On Sat, Jul 4, 2015 at 9:31 AM, Adam Moore <address@hidden> wrote:
> Melvin Carvalho <address@hidden> writes:
>> Not sure I agree with this.  GNU Social was an attempt for GNU to make
>> a "social" system, NOT a "microblogging" system.  When it started Matt
>> Lee sat down with Tim Berners-Lee and designed a great system.  The
>> main problem with realizing that dream was lack of resources.
>> I chatted with Matt at the start and we wanted to make a generic
>> social layer for GNU that would fit into libre fm, gnu social and
>> other things.  We just didnt have the man power.  There was talk about
>> basing gnu social on elgg, but when wasnt wanted anymore
>> and the owners moved on, the donation of code swung the path.  This
>> was mainly due to a small dev team finding it too attractive to reuse
>> rather than start from scratch.
>> Reusing comes with its own problems.  Status net was abandoned for a
>> reason.  And the problems it had then, more or less, still remain,
>> mainly scalability.  OStatus is one of the big problems.  It was
>> lobbied for by web 2.0 folks that are good at shouting loudest and
>> drowning out others (like Tim Beners-Lee, who is still going).  Even
>> the creators are moving to activity streams 2.0.
>> So while lots of the above may be completely accurate *given the
>> current context*, it's important to note that's a function of the
>> history, not necessarily the philosophy.  The philosophy has changed
>> before and could again.
> Thanks for the additional information, Melvin.  I tried to paint a
> picture of the way things currently are, but wasn't really qualified to
> say how things were (or still are) meant to be.

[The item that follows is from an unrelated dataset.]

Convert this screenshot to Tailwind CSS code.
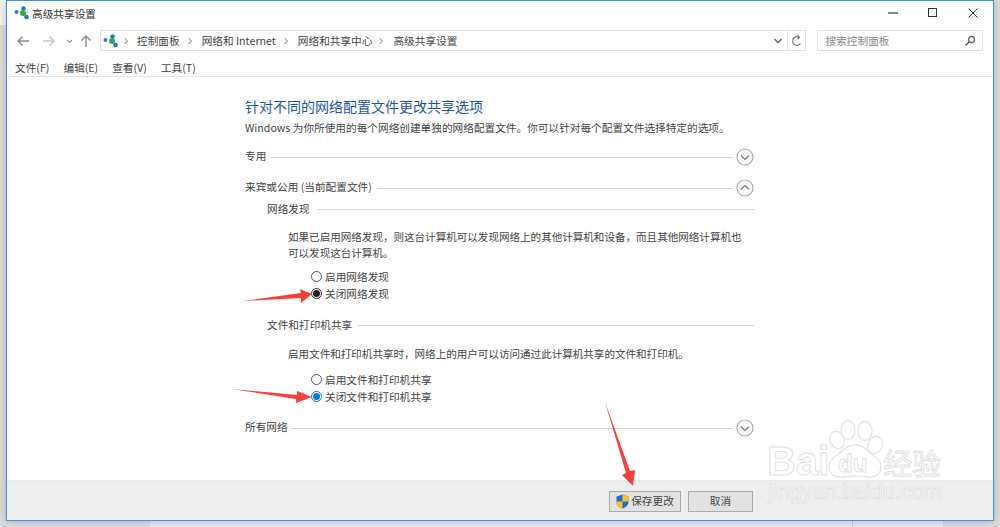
<!DOCTYPE html>
<html lang="zh-CN">
<head>
<meta charset="utf-8">
<script src="https://cdn.jsdelivr.net/npm/@tailwindcss/browser@4"></script>
</head>
<body class="m-0">
<div class="relative w-[1000px] h-[527px] overflow-hidden bg-[#dadada] font-['Noto_Sans_CJK_SC','Noto_Sans',sans-serif] text-[10.67px] leading-[16px] text-[#444]">
  <div class="absolute left-[150px] w-[793px] bottom-0 h-[7px] bg-[#e8e8e8]"></div>
  <div class="absolute left-[852px] w-px bottom-0 h-[7px] bg-[#cfcfcf]"></div>
  <div class="absolute left-0 top-0 w-[6px] h-[25px] bg-[#f2f2f2]"></div>
  <div class="absolute left-[6px] top-0 w-[988px] h-[521px] flex flex-col border-[1.5px] border-[#3a96e4] bg-white shadow-[0_0_8px_rgba(0,0,0,0.2)]">

    <!-- title bar -->
    <div class="h-[27px] shrink-0 flex items-center pl-[7px]">
      <svg class="w-[15px] h-[14px] -mt-[3px]" viewBox="0 0 15 14"><circle cx="2.500" cy="6" r="2" fill="#2a80c8"/><circle cx="9.500" cy="2.500" r="2.200" fill="#1f78c4"/><circle cx="9" cy="7" r="3" fill="#3ca648"/><circle cx="12.500" cy="11" r="2.300" fill="#1f78c4"/></svg>
      <span class="ml-[3px] -mt-[1px] text-[#333]">高级共享设置</span>
      <div class="ml-auto -mt-[4px] flex items-center">
        <svg class="w-[40px] h-[14px]" viewBox="0 0 40 14"><path d="M15 7h10" stroke="#333" stroke-width="1.200"/></svg>
        <svg class="w-[40px] h-[14px]" viewBox="0 0 40 14"><rect x="15.500" y="2.500" width="8" height="8" fill="none" stroke="#333" stroke-width="1"/></svg>
        <svg class="w-[40px] h-[14px]" viewBox="0 0 40 14"><path d="M15.500 2.500l9 9M24.500 2.500l-9 9" stroke="#333" stroke-width="1"/></svg>
      </div>
    </div>

    <!-- navigation bar -->
    <div class="h-[25px] shrink-0 flex items-center">
      <div class="w-[93px] shrink-0 flex items-center">
        <svg class="ml-[9px] w-[14px] h-[14px]" viewBox="0 0 14 14"><path d="M13 7H2M6.500 2.500L2 7l4.500 4.500" fill="none" stroke="#8a8a8a" stroke-width="1.400"/></svg>
        <svg class="ml-[12px] w-[14px] h-[14px]" viewBox="0 0 14 14"><path d="M1 7h11M7.500 2.500L12 7l-4.500 4.500" fill="none" stroke="#c8c8c8" stroke-width="1.400"/></svg>
        <svg class="ml-[9px] w-[9px] h-[14px]" viewBox="0 0 9 14"><path d="M2 6l2.500 2.500L7 6" fill="none" stroke="#999" stroke-width="1.200"/></svg>
        <svg class="ml-[5px] w-[14px] h-[14px]" viewBox="0 0 14 14"><path d="M7 13V2M2.500 6.500L7 2l4.500 4.500" fill="none" stroke="#8a8a8a" stroke-width="1.400"/></svg>
      </div>
      <div class="w-[706px] h-[21px] shrink-0 flex items-center border border-[#e3e3e3]">
        <svg class="ml-[2px] w-[15px] h-[14px]" viewBox="0 0 15 14"><circle cx="2.500" cy="6" r="2" fill="#2a80c8"/><circle cx="9.500" cy="2.500" r="2.200" fill="#1f78c4"/><circle cx="9" cy="7" r="3" fill="#3ca648"/><circle cx="12.500" cy="11" r="2.300" fill="#1f78c4"/></svg>
        <svg class="ml-[5px] w-[6px] h-[10px]" viewBox="0 0 6 10"><path d="M1.500 2l3 3-3 3" fill="none" stroke="#777"/></svg>
        <span class="ml-[8px] whitespace-nowrap">控制面板</span>
        <svg class="ml-[7px] w-[6px] h-[10px]" viewBox="0 0 6 10"><path d="M1.500 2l3 3-3 3" fill="none" stroke="#777"/></svg>
        <span class="ml-[9px] whitespace-nowrap">网络和 Internet</span>
        <svg class="ml-[7px] w-[6px] h-[10px]" viewBox="0 0 6 10"><path d="M1.500 2l3 3-3 3" fill="none" stroke="#777"/></svg>
        <span class="ml-[9px] whitespace-nowrap">网络和共享中心</span>
        <svg class="ml-[6px] w-[6px] h-[10px]" viewBox="0 0 6 10"><path d="M1.500 2l3 3-3 3" fill="none" stroke="#777"/></svg>
        <span class="ml-[9px] whitespace-nowrap">高级共享设置</span>
        <svg class="ml-auto mr-[4px] w-[10px] h-[10px]" viewBox="0 0 10 10"><path d="M1.500 3l3.500 3.500L8.500 3" fill="none" stroke="#666" stroke-width="1.300"/></svg>
        <div class="w-[18px] h-full flex items-center justify-center border-l border-[#e3e3e3]">
          <svg class="w-[12px] h-[12px]" viewBox="0 0 12 12"><path d="M9.500 8.500A4.300 4.300 0 1 1 8 2.300M6.500 0.500L8.500 2.300 6.500 4.200" fill="none" stroke="#777" stroke-width="1.200"/></svg>
        </div>
      </div>
      <div class="ml-[10.500px] w-[166px] h-[21px] shrink-0 flex items-center justify-between border border-[#e3e3e3] pl-[8px] pr-[6px] text-[#8a8a8a]">
        <span>搜索控制面板</span>
        <svg class="w-[12px] h-[12px]" viewBox="0 0 12 12"><circle cx="7.500" cy="4.500" r="3" fill="none" stroke="#666" stroke-width="1.300"/><path d="M5.300 6.700L1.500 10.500" stroke="#666" stroke-width="1.600"/></svg>
      </div>
    </div>

    <!-- menu bar -->
    <div class="h-[24px] shrink-0 flex items-center gap-[14px] pl-[8px] pt-[7px] border-b border-[#e6e6e6]">
      <span>文件(F)</span><span>编辑(E)</span><span>查看(V)</span><span>工具(T)</span>
    </div>

    <!-- content -->
    <main class="flex-1 pl-[238px] pt-[19px]">
      <h1 class="text-[14px] leading-[20px] font-normal text-[#1d56a8]">针对不同的网络配置文件更改共享选项</h1>
      <p class="mt-[4px] whitespace-nowrap">Windows 为你所使用的每个网络创建单独的网络配置文件。你可以针对每个配置文件选择特定的选项。</p>

      <div class="mt-[10px] h-[22px] flex items-center w-[509px]">
        <span class="-mt-[2px]">专用</span>
        <div class="flex-1 h-px bg-[#d6d6d6] ml-[5px] mr-[3px]"></div>
        <svg class="w-[18px] h-[18px]" viewBox="0 0 18 18"><circle cx="9" cy="9" r="8" fill="#fff" stroke="#a8a8a8" stroke-width="1.200"/><path d="M5 7.500l4 4 4-4" fill="none" stroke="#808080" stroke-width="1.300"/></svg>
      </div>
      <div class="mt-[9px] h-[22px] flex items-center w-[509px]">
        <span class="-mt-[2px]">来宾或公用 (当前配置文件)</span>
        <div class="flex-1 h-px bg-[#d6d6d6] ml-[5px] mr-[3px]"></div>
        <svg class="w-[18px] h-[18px]" viewBox="0 0 18 18"><circle cx="9" cy="9" r="8" fill="#fff" stroke="#a8a8a8" stroke-width="1.200"/><path d="M5 10.500l4-4 4 4" fill="none" stroke="#808080" stroke-width="1.300"/></svg>
      </div>

      <div class="pl-[22px] w-[509px]">
        <div class="mt-[1px] h-[18px] flex items-center"><span>网络发现</span><div class="flex-1 h-px bg-[#d6d6d6] ml-[8px]"></div></div>
        <p class="mt-[11px] pl-[21px] pr-[6px] text-[10.550px]">如果已启用网络发现，则这台计算机可以发现网络上的其他计算机和设备，而且其他网络计算机也可以发现这台计算机。</p>
        <div class="mt-[7px] pl-[44px] flex flex-col">
          <label class="h-[17px] flex items-center gap-[3px]"><span class="w-[11px] h-[11px] rounded-full border border-[#555] bg-white"></span>启用网络发现</label>
          <label class="h-[17px] flex items-center gap-[3px]"><span class="w-[11px] h-[11px] rounded-full border border-[#333] bg-white flex items-center justify-center"><span class="w-[7px] h-[7px] rounded-full bg-[#222]"></span></span>关闭网络发现</label>
        </div>
        <div class="mt-[14px] h-[18px] flex items-center"><span>文件和打印机共享</span><div class="flex-1 h-px bg-[#d6d6d6] ml-[6px]"></div></div>
        <p class="mt-[12px] pl-[21px] text-[10.550px]">启用文件和打印机共享时，网络上的用户可以访问通过此计算机共享的文件和打印机。</p>
        <div class="mt-[9px] pl-[44px] flex flex-col">
          <label class="h-[17px] flex items-center gap-[3px]"><span class="w-[11px] h-[11px] rounded-full border border-[#555] bg-white"></span>启用文件和打印机共享</label>
          <label class="h-[17px] flex items-center gap-[3px]"><span class="w-[11px] h-[11px] rounded-full border border-[#0a78d7] bg-white flex items-center justify-center"><span class="w-[7px] h-[7px] rounded-full bg-[#0a78d7]"></span></span>关闭文件和打印机共享</label>
        </div>
      </div>

      <div class="mt-[12px] h-[22px] flex items-center w-[509px]">
        <span class="-mt-[3px]">所有网络</span>
        <div class="flex-1 h-px bg-[#d6d6d6] ml-[3px] mr-[3px]"></div>
        <svg class="w-[18px] h-[18px]" viewBox="0 0 18 18"><circle cx="9" cy="9" r="8" fill="#fff" stroke="#a8a8a8" stroke-width="1.200"/><path d="M5 7.500l4 4 4-4" fill="none" stroke="#808080" stroke-width="1.300"/></svg>
      </div>
    </main>

    <!-- footer -->
    <footer class="h-[40px] shrink-0 flex items-center justify-end gap-[7px] pr-[240px] bg-[#eeeeee] border-t-2 border-[#ebebeb]">
      <button class="w-[72px] h-[21px] flex items-center justify-center gap-[2px] bg-[#e2e2e2] border border-[#ababab]">
        <svg class="w-[13px] h-[15px]" viewBox="0 0 13 15"><path d="M6.500 0.500L12.500 2.500V8c0 3-2.500 5.300-6 6.500C3 13.300 0.500 11 0.500 8V2.500z" fill="#1f6fc4"/><path d="M6.500 0.500L12.500 2.500V7.500H6.500zM6.500 7.500H0.500V8c0 3 2.500 5.300 6 6.500z" fill="#f4c430"/></svg>
        <span>保存更改</span>
      </button>
      <button class="w-[65px] h-[21px] bg-[#e2e2e2] border border-[#ababab]">取消</button>
    </footer>
  </div>

  <!-- annotation arrows -->
  <svg class="absolute left-0 top-0 pointer-events-none" width="1000" height="527" viewBox="0 0 1000 527">
    <path d="M243 301L301 293 300 289 312 294 301 303 301 298z" fill="#f5413c"/>
    <path d="M232 389L297 395 297 391 312 397 296 403 296 399z" fill="#f5413c"/>
    <path d="M605 402L630 471 635 470 633 486 622 475 626 473z" fill="#f5413c"/>
  </svg>

  <!-- watermark -->
  <div class="absolute left-[760px] top-[420px] w-[200px] h-[90px] pointer-events-none">
    <svg class="absolute left-0 top-0" width="200" height="70" viewBox="0 0 200 70">
      <g fill="#fff" stroke="#e4e4e4" stroke-width="1.300">
        <ellipse cx="77" cy="20" rx="7" ry="9" transform="rotate(-25 77 20)"/>
        <ellipse cx="88" cy="10" rx="7" ry="9.500"/>
        <ellipse cx="105" cy="11" rx="7" ry="9.500"/>
        <ellipse cx="115" cy="25" rx="7" ry="9" transform="rotate(25 115 25)"/>
        <path d="M95 25c-9 0-12 6-18 10-6 4-8 8-8 12 0 7 6 11 13 10 8-1 18-1 26 0 7 1 13-3 13-10 0-5-3-9-8-12-6-4-9-10-18-10z"/>
      </g>
    </svg>
    <span class="absolute left-[7px] top-[18px] font-['Liberation_Sans',sans-serif] font-bold text-[40px] leading-[46px] text-white [-webkit-text-stroke:1px_#e2e2e2]">Bai</span>
    <span class="absolute left-[78px] top-[30px] font-['Liberation_Sans',sans-serif] font-bold text-[24px] leading-[28px] text-white [-webkit-text-stroke:1px_#e2e2e2]">du</span>
    <span class="absolute left-[123px] top-[26px] text-[29px] leading-[32px] whitespace-nowrap text-white [-webkit-text-stroke:1px_#e2e2e2]">经验</span>
    <span class="absolute left-[8px] top-[60px] font-['Liberation_Sans',sans-serif] text-[21.500px] leading-[24px] whitespace-nowrap text-[#f6f6f6] [-webkit-text-stroke:0.700px_#dedede]">jingyan.baidu.com</span>
  </div>
</div>
</body>
</html>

> It's worth restating for Mr. Miltenburg, or whomever else migh come
> looking, that there *is* a (more-or-less) functional general-purpose
> social-media engine in the belly of the GNU social software.  All kinds
> of applications for sharing any type of media or activity could be built
> with it, and this is what makes it interesting.  However, the current
> environment is very microblogging-oriented.